Implementation and Evaluation of an HPF Compiler for vector parallel machines, HPF/SX V2

Hitoshi Murai, Yasuharu Hayashi and Kenji Suehiro
1st Computer Sowtware Devision, NEC Solutions
murai@hpc.bs1.fc.nec.co.jp

Takuya Araki
HPC Technology Group, NEC Laboratories
takuya@ccm.cl.nec.co.jp

Abstract

We are developing an HPF compiler for vector parallel machines, called HPF/SX V2. It provides some unique extensions as well as the features of HPF 2.0 and HPF/JA. This presentation describes particularly four of them: 1) ON directives of HPF 2.0, 2) REFLECT and LOCAL directives of HPF/JA, 3) vectorization directives and 4) automatic parallelization.

The ON directive in the HPF 2.0 approved extensions is used for partitioning computations among processors. HPF/SX V2 supports a subset of it. When the compiler can not determine the best computation partitioning, programmers can specify it by writing the ON directives.

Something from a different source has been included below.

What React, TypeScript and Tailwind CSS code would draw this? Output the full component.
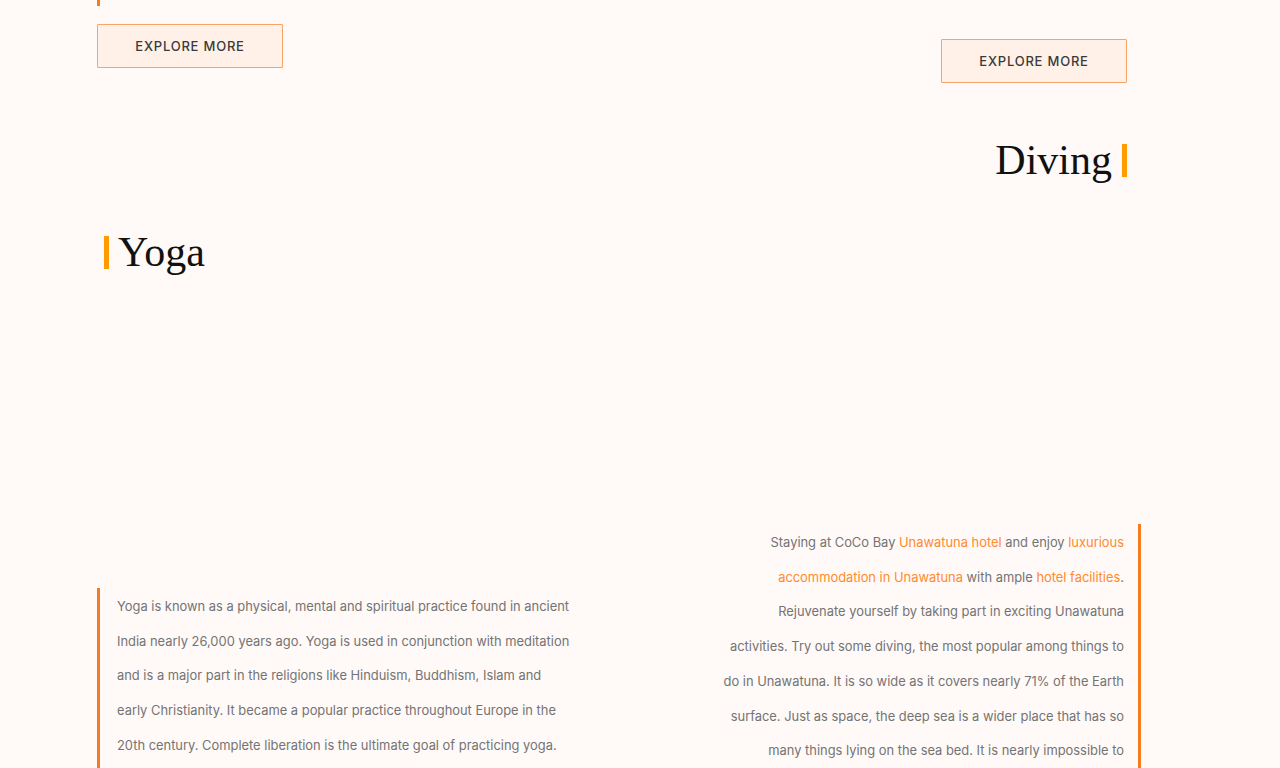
import type { ReactNode } from 'react';

const Link = ({ children }: { children: ReactNode }) => (
  <a href="#" className="text-[#ff8a2e]">
    {children}
  </a>
);

const ExploreButton = () => (
  <button className="w-[186px] h-[44px] pt-[1px] border border-[#f9a463] bg-[#fff1e7] text-[13px] font-medium tracking-[0.06em] text-[#3a3a3a] rounded-[1px]">
    EXPLORE MORE
  </button>
);

export default function App() {
  return (
    <div
      className="min-h-[768px] h-[768px] overflow-hidden bg-[#fffaf8]"
      style={{ fontFamily: 'Inter, "Liberation Sans", sans-serif' }}
    >
      <div className="ml-[97px] w-[1044px] flex justify-between">
        {/* Yoga column */}
        <div className="flex flex-col w-[483px]">
          <div className="w-[3px] h-[6px] bg-[#f47b20]" />
          <div className="mt-[18px]">
            <ExploreButton />
          </div>
          <div className="mt-[162px] ml-[7px] flex items-center gap-[9px]">
            <span className="w-[5px] h-[33px] bg-[#ff9a00]" />
            <h2
              className="text-[42px] leading-[44px] text-[#111]"
              style={{ fontFamily: '"Liberation Serif", serif' }}
            >
              Yoga
            </h2>
          </div>
          <div className="mt-[314px] border-l-[3px] border-[#f47b20] pl-[17px] pr-[8px] pb-[30px]">
            <p className="text-[12.9px] leading-[34.7px] text-[#747474] pt-[2px]">
              Yoga is known as a physical, mental and spiritual practice found in ancient India nearly 26,000 years ago.
              Yoga is used in conjunction with meditation and is a major part in the religions like Hinduism, Buddhism,
              Islam and early Christianity. It became a popular practice throughout Europe in the 20th century. Complete
              liberation is the ultimate goal of practicing yoga.
            </p>
          </div>
        </div>

        {/* Diving column */}
        <div className="flex flex-col items-end w-[440px]">
          <div className="mt-[39px] mr-[14px]">
            <ExploreButton />
          </div>
          <div className="mt-[55px] mr-[14px] flex items-center gap-[10px]">
            <h2
              className="text-[42px] leading-[44px] text-[#111]"
              style={{ fontFamily: '"Liberation Serif", serif' }}
            >
              Diving
            </h2>
            <span className="w-[5px] h-[33px] bg-[#ff9a00]" />
          </div>
          <div className="mt-[342px] w-[431px] border-r-[3px] border-[#f47b20] pr-[14px] pl-[10px]">
            <p className="text-right text-[12.9px] leading-[34.7px] text-[#747474] pt-[2px]">
              Staying at CoCo Bay <Link>Unawatuna hotel</Link> and enjoy <Link>luxurious accommodation in Unawatuna</Link>{' '}
              with ample <Link>hotel facilities</Link>. Rejuvenate yourself by taking part in exciting Unawatuna
              activities. Try out some diving, the most popular among things to do in Unawatuna. It is so wide as it
              covers nearly 71% of the Earth surface. Just as space, the deep sea is a wider place that has so many
              things lying on the sea bed. It is nearly impossible to explore all of it in a lifetime.
            </p>
          </div>
        </div>
      </div>
    </div>
  );
}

The REFLECT and LOCAL directives are defined in the HPF/JA language specification. The REFLECT directive updates the shadow area of each processor and the LOCAL directive is the assertion to the compiler that each processor must use the data in its shadow area for remote access. They allow HPF programmers directly specify the access of a shadow area and reduce communication overheads.

It is important to increase vectorization ratio in order to achieve good performance on vector machines. But transformations done by a compiler for parallelization may prevent vectorization to cause performance degradation. The vectorization directives that programmers insert into their HPF source codes are accepted, recognized and used by the compiler for generating more efficient vectorized codes.

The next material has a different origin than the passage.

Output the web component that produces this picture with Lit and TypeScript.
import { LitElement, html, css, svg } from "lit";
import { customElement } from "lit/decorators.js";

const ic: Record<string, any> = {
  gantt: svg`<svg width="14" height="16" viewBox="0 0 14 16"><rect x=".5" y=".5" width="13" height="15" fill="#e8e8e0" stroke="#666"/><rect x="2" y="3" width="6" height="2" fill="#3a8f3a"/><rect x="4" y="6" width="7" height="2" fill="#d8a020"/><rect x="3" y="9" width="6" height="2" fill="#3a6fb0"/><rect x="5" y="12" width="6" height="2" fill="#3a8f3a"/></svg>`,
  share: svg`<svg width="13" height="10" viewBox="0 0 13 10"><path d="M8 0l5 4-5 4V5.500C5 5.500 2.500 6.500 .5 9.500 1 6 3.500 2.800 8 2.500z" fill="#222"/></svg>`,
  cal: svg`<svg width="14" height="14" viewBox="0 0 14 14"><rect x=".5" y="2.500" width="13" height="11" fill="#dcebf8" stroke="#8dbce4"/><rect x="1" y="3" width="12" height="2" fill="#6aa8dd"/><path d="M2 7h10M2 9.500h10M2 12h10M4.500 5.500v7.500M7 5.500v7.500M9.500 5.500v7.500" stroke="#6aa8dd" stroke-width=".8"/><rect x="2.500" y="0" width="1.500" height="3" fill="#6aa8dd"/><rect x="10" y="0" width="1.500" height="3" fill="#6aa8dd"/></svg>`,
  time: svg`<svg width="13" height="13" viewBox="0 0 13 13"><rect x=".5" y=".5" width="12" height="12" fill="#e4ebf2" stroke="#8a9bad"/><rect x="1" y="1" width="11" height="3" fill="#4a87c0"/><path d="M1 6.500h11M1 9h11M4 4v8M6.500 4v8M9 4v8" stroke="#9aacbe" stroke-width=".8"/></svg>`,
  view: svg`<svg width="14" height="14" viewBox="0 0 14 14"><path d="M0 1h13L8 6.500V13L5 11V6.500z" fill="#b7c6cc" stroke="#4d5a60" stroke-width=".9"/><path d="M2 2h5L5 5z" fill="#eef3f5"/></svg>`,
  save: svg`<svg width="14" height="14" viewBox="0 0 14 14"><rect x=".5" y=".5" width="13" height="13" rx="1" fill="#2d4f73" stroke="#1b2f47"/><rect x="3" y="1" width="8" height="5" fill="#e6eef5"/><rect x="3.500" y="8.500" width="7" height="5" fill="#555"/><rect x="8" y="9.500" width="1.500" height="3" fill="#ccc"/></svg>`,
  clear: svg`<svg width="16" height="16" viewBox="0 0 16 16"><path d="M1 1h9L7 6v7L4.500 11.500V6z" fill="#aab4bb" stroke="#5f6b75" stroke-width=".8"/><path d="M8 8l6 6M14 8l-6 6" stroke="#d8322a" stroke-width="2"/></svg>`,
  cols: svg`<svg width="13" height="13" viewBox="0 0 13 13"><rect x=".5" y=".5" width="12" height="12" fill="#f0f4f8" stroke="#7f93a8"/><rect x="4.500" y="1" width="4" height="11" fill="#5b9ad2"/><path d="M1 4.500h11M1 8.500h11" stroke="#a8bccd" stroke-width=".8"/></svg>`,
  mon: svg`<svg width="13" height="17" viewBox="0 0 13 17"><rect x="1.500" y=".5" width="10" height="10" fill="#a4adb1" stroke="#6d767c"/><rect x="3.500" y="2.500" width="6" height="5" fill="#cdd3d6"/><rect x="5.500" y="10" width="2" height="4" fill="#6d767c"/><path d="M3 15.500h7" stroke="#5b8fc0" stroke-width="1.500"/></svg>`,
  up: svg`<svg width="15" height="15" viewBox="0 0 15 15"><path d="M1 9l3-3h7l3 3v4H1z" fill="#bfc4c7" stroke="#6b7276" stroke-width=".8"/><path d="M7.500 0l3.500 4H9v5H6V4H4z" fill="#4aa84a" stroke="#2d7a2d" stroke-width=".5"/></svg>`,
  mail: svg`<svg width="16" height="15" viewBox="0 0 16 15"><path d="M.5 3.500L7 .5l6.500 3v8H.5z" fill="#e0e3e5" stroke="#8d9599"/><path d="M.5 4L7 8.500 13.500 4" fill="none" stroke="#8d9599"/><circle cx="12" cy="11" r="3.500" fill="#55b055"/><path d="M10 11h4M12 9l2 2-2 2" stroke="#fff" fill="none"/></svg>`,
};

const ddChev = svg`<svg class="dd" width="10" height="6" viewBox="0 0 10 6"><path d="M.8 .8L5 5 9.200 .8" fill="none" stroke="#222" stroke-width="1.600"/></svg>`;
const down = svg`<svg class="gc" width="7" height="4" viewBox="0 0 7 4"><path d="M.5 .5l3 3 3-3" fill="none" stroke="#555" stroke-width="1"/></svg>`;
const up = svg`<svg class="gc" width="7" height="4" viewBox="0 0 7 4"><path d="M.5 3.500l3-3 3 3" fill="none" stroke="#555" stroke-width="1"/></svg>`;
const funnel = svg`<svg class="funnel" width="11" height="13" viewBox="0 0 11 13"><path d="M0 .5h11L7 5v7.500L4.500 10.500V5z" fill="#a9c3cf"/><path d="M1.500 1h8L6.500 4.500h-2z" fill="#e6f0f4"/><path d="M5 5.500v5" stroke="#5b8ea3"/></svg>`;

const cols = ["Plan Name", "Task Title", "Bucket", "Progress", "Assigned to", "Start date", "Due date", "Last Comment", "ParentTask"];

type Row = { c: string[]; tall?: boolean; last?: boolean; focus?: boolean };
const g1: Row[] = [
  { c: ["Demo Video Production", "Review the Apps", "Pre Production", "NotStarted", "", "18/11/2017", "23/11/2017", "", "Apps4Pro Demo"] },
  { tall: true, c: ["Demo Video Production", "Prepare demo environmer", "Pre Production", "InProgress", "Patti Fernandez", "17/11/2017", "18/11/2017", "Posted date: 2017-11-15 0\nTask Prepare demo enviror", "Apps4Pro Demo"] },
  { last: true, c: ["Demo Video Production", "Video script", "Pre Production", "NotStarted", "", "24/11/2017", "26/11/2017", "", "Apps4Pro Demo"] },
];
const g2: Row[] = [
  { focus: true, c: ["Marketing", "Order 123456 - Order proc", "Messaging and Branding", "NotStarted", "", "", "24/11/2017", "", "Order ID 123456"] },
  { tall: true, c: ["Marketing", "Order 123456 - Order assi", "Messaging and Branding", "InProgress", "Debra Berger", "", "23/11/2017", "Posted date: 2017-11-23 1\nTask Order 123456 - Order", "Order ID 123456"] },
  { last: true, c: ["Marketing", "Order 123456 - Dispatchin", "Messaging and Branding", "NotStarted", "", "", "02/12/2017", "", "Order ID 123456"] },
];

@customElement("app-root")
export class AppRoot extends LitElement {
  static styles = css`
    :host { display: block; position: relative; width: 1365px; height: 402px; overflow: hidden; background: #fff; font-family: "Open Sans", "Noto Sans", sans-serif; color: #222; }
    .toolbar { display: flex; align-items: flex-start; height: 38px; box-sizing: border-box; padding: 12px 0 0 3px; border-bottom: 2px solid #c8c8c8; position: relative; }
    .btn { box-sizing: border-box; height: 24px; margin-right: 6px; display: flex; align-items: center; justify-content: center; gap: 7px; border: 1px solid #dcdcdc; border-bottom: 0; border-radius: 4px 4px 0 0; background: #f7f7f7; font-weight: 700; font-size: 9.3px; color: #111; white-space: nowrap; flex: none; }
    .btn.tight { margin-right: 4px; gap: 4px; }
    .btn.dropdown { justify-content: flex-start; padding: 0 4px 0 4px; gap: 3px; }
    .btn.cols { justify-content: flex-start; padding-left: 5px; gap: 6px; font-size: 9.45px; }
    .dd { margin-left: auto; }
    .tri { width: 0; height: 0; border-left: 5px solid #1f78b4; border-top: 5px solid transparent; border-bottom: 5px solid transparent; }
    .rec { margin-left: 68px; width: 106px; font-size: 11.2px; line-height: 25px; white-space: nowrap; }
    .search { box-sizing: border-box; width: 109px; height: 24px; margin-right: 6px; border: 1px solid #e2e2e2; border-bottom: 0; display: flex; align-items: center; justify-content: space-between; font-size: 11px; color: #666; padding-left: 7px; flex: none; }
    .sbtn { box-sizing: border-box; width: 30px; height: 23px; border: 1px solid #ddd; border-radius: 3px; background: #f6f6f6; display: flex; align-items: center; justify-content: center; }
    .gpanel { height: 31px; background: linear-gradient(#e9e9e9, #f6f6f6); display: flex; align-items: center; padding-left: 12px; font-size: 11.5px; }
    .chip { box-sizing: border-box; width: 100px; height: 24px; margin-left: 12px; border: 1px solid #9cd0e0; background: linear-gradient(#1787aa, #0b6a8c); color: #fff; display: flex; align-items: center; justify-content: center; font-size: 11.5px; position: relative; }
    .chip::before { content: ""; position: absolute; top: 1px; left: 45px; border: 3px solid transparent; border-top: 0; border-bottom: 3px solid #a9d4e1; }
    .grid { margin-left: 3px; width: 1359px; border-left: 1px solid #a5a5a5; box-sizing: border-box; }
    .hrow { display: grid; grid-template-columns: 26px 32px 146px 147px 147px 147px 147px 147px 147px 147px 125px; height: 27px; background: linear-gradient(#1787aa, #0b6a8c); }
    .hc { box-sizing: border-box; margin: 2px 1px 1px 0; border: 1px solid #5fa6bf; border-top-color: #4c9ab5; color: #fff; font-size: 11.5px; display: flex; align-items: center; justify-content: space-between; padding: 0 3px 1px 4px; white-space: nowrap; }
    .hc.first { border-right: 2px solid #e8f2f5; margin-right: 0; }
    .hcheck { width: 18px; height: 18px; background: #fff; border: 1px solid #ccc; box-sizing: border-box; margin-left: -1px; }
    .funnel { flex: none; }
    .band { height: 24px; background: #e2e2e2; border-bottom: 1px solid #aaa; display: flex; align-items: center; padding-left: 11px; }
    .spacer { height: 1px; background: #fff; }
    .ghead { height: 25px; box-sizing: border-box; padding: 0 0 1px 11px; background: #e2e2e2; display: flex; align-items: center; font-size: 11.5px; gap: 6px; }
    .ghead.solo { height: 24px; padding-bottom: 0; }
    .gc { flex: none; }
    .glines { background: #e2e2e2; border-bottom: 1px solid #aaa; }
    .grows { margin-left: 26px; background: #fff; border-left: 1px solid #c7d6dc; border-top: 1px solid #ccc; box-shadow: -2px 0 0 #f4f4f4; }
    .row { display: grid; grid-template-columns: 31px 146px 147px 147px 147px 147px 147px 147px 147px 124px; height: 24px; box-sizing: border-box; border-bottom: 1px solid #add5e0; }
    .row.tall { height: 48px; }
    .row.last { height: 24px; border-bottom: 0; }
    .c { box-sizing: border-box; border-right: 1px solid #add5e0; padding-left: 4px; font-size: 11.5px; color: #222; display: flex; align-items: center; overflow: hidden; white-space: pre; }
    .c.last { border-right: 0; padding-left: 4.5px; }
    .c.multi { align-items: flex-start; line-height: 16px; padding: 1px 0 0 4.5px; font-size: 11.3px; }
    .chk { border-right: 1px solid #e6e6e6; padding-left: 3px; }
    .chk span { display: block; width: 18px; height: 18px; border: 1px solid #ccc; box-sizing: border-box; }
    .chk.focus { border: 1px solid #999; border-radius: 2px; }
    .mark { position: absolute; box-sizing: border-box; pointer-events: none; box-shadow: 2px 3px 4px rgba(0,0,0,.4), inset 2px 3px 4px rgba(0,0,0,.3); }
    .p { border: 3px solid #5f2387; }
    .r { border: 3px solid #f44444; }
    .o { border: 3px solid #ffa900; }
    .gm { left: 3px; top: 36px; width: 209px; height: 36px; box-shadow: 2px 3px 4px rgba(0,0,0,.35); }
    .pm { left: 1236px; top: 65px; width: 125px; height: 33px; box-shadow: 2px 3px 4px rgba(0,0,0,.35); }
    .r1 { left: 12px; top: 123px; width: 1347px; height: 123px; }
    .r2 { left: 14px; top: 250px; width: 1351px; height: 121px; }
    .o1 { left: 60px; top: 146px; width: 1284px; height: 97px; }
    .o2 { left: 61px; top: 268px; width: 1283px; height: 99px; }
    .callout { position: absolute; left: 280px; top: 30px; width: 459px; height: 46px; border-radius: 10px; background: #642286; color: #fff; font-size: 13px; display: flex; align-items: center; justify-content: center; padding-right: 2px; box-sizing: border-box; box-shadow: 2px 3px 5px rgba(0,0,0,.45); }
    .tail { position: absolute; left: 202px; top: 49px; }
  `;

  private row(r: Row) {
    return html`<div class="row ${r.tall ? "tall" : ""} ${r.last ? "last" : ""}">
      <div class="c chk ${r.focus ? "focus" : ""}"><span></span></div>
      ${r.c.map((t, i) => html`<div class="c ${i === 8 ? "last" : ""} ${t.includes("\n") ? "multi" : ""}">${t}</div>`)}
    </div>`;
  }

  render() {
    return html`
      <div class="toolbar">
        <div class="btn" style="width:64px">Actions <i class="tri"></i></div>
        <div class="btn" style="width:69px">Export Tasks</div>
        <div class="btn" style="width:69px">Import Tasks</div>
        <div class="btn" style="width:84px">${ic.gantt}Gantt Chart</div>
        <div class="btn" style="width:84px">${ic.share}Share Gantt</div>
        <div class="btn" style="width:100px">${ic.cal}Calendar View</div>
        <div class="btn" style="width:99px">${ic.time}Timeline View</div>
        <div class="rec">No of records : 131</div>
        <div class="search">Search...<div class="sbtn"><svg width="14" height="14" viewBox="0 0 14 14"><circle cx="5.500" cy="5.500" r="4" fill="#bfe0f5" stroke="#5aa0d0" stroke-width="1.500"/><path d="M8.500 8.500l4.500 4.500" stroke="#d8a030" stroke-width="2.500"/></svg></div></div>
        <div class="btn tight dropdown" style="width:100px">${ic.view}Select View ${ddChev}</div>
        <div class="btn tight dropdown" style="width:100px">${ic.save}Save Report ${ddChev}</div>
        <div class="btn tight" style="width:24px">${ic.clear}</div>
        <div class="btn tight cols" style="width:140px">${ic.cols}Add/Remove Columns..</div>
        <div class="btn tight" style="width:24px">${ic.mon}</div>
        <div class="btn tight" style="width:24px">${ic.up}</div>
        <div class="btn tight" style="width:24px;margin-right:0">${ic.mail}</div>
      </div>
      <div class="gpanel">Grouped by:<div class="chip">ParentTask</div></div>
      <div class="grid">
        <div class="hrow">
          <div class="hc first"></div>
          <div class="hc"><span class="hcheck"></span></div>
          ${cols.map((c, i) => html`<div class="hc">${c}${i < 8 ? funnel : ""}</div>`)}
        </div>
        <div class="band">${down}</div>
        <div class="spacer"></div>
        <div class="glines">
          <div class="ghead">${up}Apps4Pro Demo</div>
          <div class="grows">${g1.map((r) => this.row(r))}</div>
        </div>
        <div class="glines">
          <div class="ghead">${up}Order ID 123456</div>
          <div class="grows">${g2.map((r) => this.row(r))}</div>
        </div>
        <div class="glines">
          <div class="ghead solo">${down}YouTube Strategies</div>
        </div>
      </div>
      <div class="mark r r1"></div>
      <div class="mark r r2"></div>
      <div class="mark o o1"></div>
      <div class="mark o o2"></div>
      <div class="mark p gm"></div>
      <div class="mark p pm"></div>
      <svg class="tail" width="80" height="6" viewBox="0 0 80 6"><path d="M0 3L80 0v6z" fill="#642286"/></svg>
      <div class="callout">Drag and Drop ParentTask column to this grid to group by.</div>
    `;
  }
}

If programmers enable automatic parallelization, the compiler tests data dependency among arrays accessed in each loop, detects NEW variables and parallelizes the loop if possible. This feature releases programmers from the burden of inserting INDEPENDENT and NEW directives into their source codes.

We compile some benchmark programs, such as SOR, PDE1, Shallow water model, etc., by the current version of HPF/SX V2 and evaluate their performance on NEC SX-5. The preliminary results show that they achieve a 5-8 times speedup in 8-CPU parallel execution and it can be said that the four features are very useful for vector parallel machines.